[start]

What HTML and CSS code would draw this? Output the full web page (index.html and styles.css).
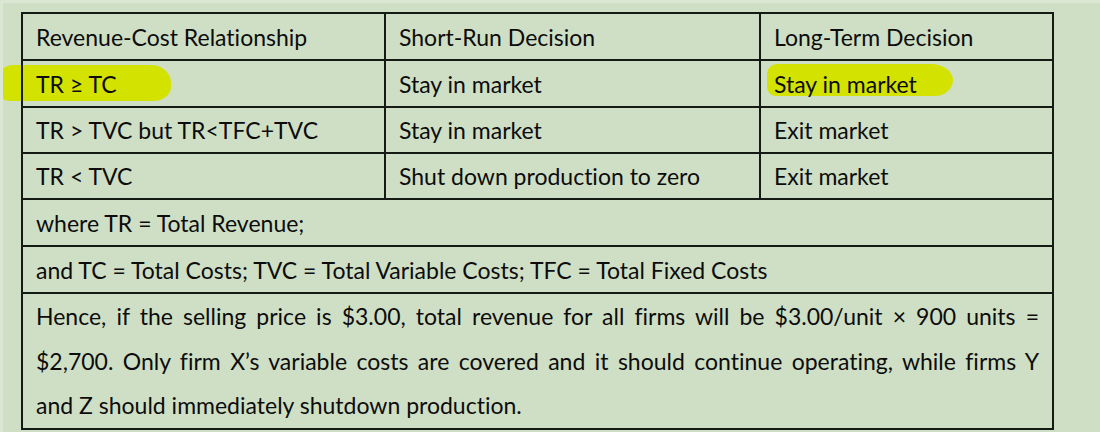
FILE: index.html
```html
<!DOCTYPE html>
<html>
<head>
<meta charset="utf-8">
<link rel="stylesheet" href="styles.css">
</head>
<body>
<div class="page">
  <table class="grid">
    <colgroup>
      <col class="c1"><col class="c2"><col class="c3">
    </colgroup>
    <tr class="r47">
      <td>Revenue-Cost Relationship</td>
      <td>Short-Run Decision</td>
      <td>Long-Term Decision</td>
    </tr>
    <tr class="r47">
      <td class="hl-cell"><span class="hl hl-a"></span>TR ≥ TC</td>
      <td>Stay in market</td>
      <td class="hl-cell"><span class="hl hl-b"></span>Stay in market</td>
    </tr>
    <tr class="r46">
      <td>TR &gt; TVC but TR&lt;TFC+TVC</td>
      <td>Stay in market</td>
      <td>Exit market</td>
    </tr>
    <tr class="r46">
      <td>TR &lt; TVC</td>
      <td>Shut down production to zero</td>
      <td>Exit market</td>
    </tr>
    <tr class="r47">
      <td colspan="3">where TR = Total Revenue;</td>
    </tr>
    <tr class="r47">
      <td colspan="3">and TC = Total Costs; TVC = Total Variable Costs; TFC = Total Fixed Costs</td>
    </tr>
    <tr>
      <td colspan="3" class="para">
        <span class="jl">Hence, if the selling price is $3.00, total revenue for all firms will be $3.00/unit × 900 units =</span>
        <span class="jl">$2,700. Only firm X’s variable costs are covered and it should continue operating, while firms Y</span>
        <span class="ll">and Z should immediately shutdown production.</span>
      </td>
    </tr>
  </table>
</div>
</body>
</html>
```

FILE: styles.css
```css
html {
  background: #cfdfc5;
}
body {
  margin: 0;
  width: 1100px;
  height: 432px;
  overflow: hidden;
  font-family: Lato, "Liberation Sans", sans-serif;
  font-variant-ligatures: none;
  color: #0c0c0c;
  border-left: 3px solid #dbe7d3;
  border-top: 3px solid #dbe7d3;
  box-sizing: border-box;
}
.page {
  padding: 9px 0 0 18px;
}
.grid {
  border-collapse: collapse;
  width: 1031px;
  table-layout: fixed;
  font-size: 23px;
}
.c1 { width: 363px; }
.c2 { width: 375px; }
.c3 { width: 293px; }
.grid td {
  border: 2px solid #151a15;
  padding: 0 13px;
  vertical-align: middle;
  white-space: nowrap;
}
.r47 td { height: 45px; }
.r46 td { height: 44px; }
.hl-cell {
  position: relative;
}
.hl {
  position: absolute;
  z-index: -1;
  background: #d4e200;
  border-radius: 14px 20px 18px 10px / 12px 18px 14px 10px;
}
.hl-a {
  left: -24px;
  width: 172px;
  top: 4px;
  height: 36px;
}
.hl-b {
  left: 6px;
  width: 186px;
  top: 3px;
  height: 32px;
  border-radius: 10px 22px 18px 8px / 10px 16px 16px 10px;
}
.para {
  padding: 0 14px;
  height: 132px;
}
.jl, .ll {
  display: block;
  line-height: 44.6px;
  white-space: normal;
}
.jl {
  text-align: justify;
  text-align-last: justify;
}
.ll {
  text-align: left;
}
```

[end]

- _What to do_
Say how many lines contain "index", and give nothing but that number.

- _Solution for this problem_
3